Schedule Performance Index (SPI)
The Schedule Performance Index (SPI) offers project performance measurement from a schedule perspective.
SPI = EV/PV
An SPI greater than 1 indicates the project is ahead of schedule, meanwhile an SPI less than 1 indicates the project is behind schedule. If the variance is equal to 0, the project is on schedule.
Cost Performance Index (CPI)
The Cost Performance Index (CPI) offers project performance measurement from a cost perspective.
CPI = EV/AC
A CPI greater than 1 indicates the project is under budget and CPI less than 1 indicates the project is over budget. If the variance is equal to 0, the project is on budget.
Effective Earned Value Management Rules: EIA-748 Standard for EVMS
The EIA-748 Standard for EVMS consists of five core sections, which altogether make up and outline 32 guidelines outlining effective EVM.
- Project Organization
- Planning, Scheduling, and Budgeting
- Accounting Considerations
- EVMS Analysis and EVMS Management Reports
- Revisions and Data Maintenance
Project Organization for EVM
Organize the project team and the scope of work, using a work breakdown structure (WBS). Each task should have a single WBS number and organizational code.
Planning, Scheduling, & Budgeting
Schedule the project’s tasks in a logical manner in which the lower level schedule elements support subsequent elements and the project’s top level milestones.
Allocate the total budget resources to time-phased control accounts; this way you are measuring the actual costs and can thereby accurately measure progress.
EVMS Analysis & EVMS Management Reports
Establish objective means for measuring the project work accomplished/completed. The budget should be earned in the same way that it was planned.
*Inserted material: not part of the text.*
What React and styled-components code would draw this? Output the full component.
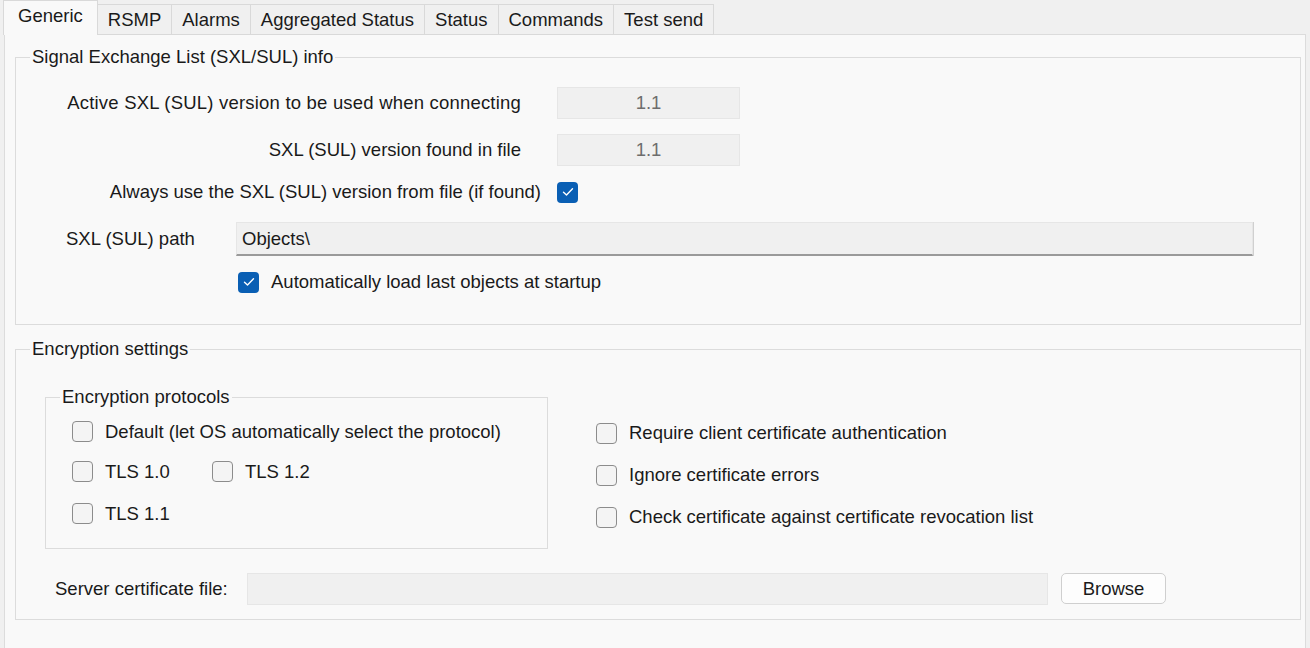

Revisions & Data Maintenance
Control the project by analyzing its cost and performance variances, assessing its final costs, developing corrective actions, and controlling changes to the integrated baseline.
Who Uses Earned Value on Projects?
- Project Managers
- Control Account Managers
- Engineering Managers
- Executive Leadership
- Internal Independent Auditors, Program Control (PMO, ICE, Master Scheduler, FM)
- External Oversight Agencies (GAO, IG)
Project Management with Earned Value versus Traditional Management Approach Without It
Project management with earned value has clear differences to the traditional management approach without earned value. Traditional management is oriented towards return on assets.
Project Management without EV versus Project Management with EV
Project management with EV seeks to accomplish work within the customer’s parameters of scope, cost, and schedule– the Performance Measurement Baseline (PMB). Project management with earned value utilizes tools and techniques to evaluate performance against the PMB and to forecast future performance based on trending.
Earned Value Management Solution for All Projects
When project plans are properly prepared, earned value analysis takes very little to no additional time or effort to implement and establish. Being ready with complete project requirements and a good project plan including the work breakdown structure (WBS) is the starting point for measuring project performance with EVM. Having a prepared WBS allows you to fully document the project’s scope. Once you know the scope, the project’s schedule and cost estimate can be integrated into the WBS.
Without the project’s scope, schedule and cost estimate, attempting earned value analysis will lead to inaccurate data and results, so proper preparation is key to successful EVM. When properly implemented, earned value management provides timely project performance measurement and provides organizations with a competitive edge in successfully delivering projects on-time and within budget.